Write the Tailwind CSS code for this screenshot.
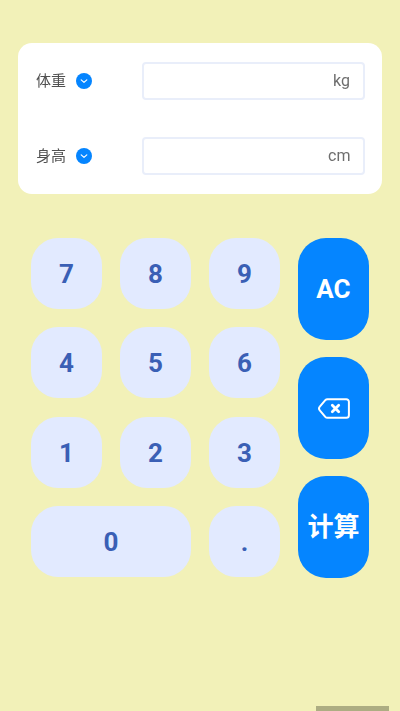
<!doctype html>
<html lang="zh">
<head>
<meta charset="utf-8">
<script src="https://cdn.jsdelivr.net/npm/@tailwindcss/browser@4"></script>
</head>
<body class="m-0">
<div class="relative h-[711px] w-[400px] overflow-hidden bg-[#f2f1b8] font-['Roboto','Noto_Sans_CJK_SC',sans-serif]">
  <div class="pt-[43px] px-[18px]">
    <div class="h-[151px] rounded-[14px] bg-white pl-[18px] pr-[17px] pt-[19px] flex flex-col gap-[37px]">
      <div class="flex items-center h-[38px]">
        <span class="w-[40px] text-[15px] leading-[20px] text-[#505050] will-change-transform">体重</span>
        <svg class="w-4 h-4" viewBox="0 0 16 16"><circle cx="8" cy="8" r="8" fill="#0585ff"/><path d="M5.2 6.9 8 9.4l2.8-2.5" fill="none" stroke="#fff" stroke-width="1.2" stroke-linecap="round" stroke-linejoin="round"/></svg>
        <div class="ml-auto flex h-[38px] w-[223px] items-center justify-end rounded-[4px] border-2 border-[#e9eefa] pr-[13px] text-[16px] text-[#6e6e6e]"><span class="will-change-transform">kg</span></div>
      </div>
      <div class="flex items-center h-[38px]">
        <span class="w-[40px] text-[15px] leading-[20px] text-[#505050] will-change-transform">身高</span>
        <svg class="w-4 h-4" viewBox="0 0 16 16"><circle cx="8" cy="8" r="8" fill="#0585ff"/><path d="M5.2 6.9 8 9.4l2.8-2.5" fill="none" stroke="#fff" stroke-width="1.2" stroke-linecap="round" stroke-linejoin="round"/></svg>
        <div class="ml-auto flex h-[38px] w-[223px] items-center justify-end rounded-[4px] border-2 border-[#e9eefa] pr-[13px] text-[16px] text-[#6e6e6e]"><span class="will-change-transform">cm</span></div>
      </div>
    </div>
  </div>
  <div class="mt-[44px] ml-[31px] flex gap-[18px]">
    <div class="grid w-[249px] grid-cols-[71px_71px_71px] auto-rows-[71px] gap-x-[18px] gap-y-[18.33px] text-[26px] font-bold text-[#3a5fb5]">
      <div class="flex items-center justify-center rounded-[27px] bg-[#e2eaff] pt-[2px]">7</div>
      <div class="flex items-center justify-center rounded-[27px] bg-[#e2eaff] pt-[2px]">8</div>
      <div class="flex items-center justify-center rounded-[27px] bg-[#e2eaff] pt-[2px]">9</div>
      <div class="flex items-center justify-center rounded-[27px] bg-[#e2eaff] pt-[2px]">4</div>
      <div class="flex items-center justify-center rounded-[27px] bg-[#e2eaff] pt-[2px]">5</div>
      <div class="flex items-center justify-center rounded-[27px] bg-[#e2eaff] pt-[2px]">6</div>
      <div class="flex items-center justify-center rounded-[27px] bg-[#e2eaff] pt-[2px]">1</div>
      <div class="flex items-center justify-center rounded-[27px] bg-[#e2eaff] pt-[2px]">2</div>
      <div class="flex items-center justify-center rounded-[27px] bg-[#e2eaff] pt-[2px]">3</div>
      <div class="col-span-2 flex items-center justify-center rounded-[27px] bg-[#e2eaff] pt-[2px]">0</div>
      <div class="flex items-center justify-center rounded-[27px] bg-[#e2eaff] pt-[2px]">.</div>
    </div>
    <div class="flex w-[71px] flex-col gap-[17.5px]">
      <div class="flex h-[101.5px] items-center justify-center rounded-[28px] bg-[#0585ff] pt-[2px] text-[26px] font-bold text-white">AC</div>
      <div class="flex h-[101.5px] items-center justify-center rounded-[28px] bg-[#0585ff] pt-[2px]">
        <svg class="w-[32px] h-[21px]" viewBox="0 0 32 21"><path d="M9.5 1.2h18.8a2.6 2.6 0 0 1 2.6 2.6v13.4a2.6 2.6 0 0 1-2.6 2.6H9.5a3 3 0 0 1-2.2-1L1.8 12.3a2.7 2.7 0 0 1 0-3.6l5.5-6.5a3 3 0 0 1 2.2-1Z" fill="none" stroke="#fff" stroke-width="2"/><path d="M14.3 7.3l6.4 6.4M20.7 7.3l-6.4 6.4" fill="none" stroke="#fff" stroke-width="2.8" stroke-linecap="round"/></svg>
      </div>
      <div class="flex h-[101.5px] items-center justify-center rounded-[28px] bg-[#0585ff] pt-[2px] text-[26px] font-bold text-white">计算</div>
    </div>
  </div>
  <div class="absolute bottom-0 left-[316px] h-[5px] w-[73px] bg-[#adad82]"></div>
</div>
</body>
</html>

• [WHAT YOU ARE ASKED TO DO] Give every line back word for word and leave the pictures out.

• [EXERCISE RESPONSE]
Write the Tailwind CSS code for this screenshot.
<!doctype html>
<html lang="zh">
<head>
<meta charset="utf-8">
<script src="https://cdn.jsdelivr.net/npm/@tailwindcss/browser@4"></script>
</head>
<body class="m-0">
<div class="relative h-[711px] w-[400px] overflow-hidden bg-[#f2f1b8] font-['Roboto','Noto_Sans_CJK_SC',sans-serif]">
  <div class="pt-[43px] px-[18px]">
    <div class="h-[151px] rounded-[14px] bg-white pl-[18px] pr-[17px] pt-[19px] flex flex-col gap-[37px]">
      <div class="flex items-center h-[38px]">
        <span class="w-[40px] text-[15px] leading-[20px] text-[#505050] will-change-transform">体重</span>
        <svg class="w-4 h-4" viewBox="0 0 16 16"><circle cx="8" cy="8" r="8" fill="#0585ff"/><path d="M5.2 6.9 8 9.4l2.8-2.5" fill="none" stroke="#fff" stroke-width="1.2" stroke-linecap="round" stroke-linejoin="round"/></svg>
        <div class="ml-auto flex h-[38px] w-[223px] items-center justify-end rounded-[4px] border-2 border-[#e9eefa] pr-[13px] text-[16px] text-[#6e6e6e]"><span class="will-change-transform">kg</span></div>
      </div>
      <div class="flex items-center h-[38px]">
        <span class="w-[40px] text-[15px] leading-[20px] text-[#505050] will-change-transform">身高</span>
        <svg class="w-4 h-4" viewBox="0 0 16 16"><circle cx="8" cy="8" r="8" fill="#0585ff"/><path d="M5.2 6.9 8 9.4l2.8-2.5" fill="none" stroke="#fff" stroke-width="1.2" stroke-linecap="round" stroke-linejoin="round"/></svg>
        <div class="ml-auto flex h-[38px] w-[223px] items-center justify-end rounded-[4px] border-2 border-[#e9eefa] pr-[13px] text-[16px] text-[#6e6e6e]"><span class="will-change-transform">cm</span></div>
      </div>
    </div>
  </div>
  <div class="mt-[44px] ml-[31px] flex gap-[18px]">
    <div class="grid w-[249px] grid-cols-[71px_71px_71px] auto-rows-[71px] gap-x-[18px] gap-y-[18.33px] text-[26px] font-bold text-[#3a5fb5]">
      <div class="flex items-center justify-center rounded-[27px] bg-[#e2eaff] pt-[2px]">7</div>
      <div class="flex items-center justify-center rounded-[27px] bg-[#e2eaff] pt-[2px]">8</div>
      <div class="flex items-center justify-center rounded-[27px] bg-[#e2eaff] pt-[2px]">9</div>
      <div class="flex items-center justify-center rounded-[27px] bg-[#e2eaff] pt-[2px]">4</div>
      <div class="flex items-center justify-center rounded-[27px] bg-[#e2eaff] pt-[2px]">5</div>
      <div class="flex items-center justify-center rounded-[27px] bg-[#e2eaff] pt-[2px]">6</div>
      <div class="flex items-center justify-center rounded-[27px] bg-[#e2eaff] pt-[2px]">1</div>
      <div class="flex items-center justify-center rounded-[27px] bg-[#e2eaff] pt-[2px]">2</div>
      <div class="flex items-center justify-center rounded-[27px] bg-[#e2eaff] pt-[2px]">3</div>
      <div class="col-span-2 flex items-center justify-center rounded-[27px] bg-[#e2eaff] pt-[2px]">0</div>
      <div class="flex items-center justify-center rounded-[27px] bg-[#e2eaff] pt-[2px]">.</div>
    </div>
    <div class="flex w-[71px] flex-col gap-[17.5px]">
      <div class="flex h-[101.5px] items-center justify-center rounded-[28px] bg-[#0585ff] pt-[2px] text-[26px] font-bold text-white">AC</div>
      <div class="flex h-[101.5px] items-center justify-center rounded-[28px] bg-[#0585ff] pt-[2px]">
        <svg class="w-[32px] h-[21px]" viewBox="0 0 32 21"><path d="M9.5 1.2h18.8a2.6 2.6 0 0 1 2.6 2.6v13.4a2.6 2.6 0 0 1-2.6 2.6H9.5a3 3 0 0 1-2.2-1L1.8 12.3a2.7 2.7 0 0 1 0-3.6l5.5-6.5a3 3 0 0 1 2.2-1Z" fill="none" stroke="#fff" stroke-width="2"/><path d="M14.3 7.3l6.4 6.4M20.7 7.3l-6.4 6.4" fill="none" stroke="#fff" stroke-width="2.8" stroke-linecap="round"/></svg>
      </div>
      <div class="flex h-[101.5px] items-center justify-center rounded-[28px] bg-[#0585ff] pt-[2px] text-[26px] font-bold text-white">计算</div>
    </div>
  </div>
  <div class="absolute bottom-0 left-[316px] h-[5px] w-[73px] bg-[#adad82]"></div>
</div>
</body>
</html>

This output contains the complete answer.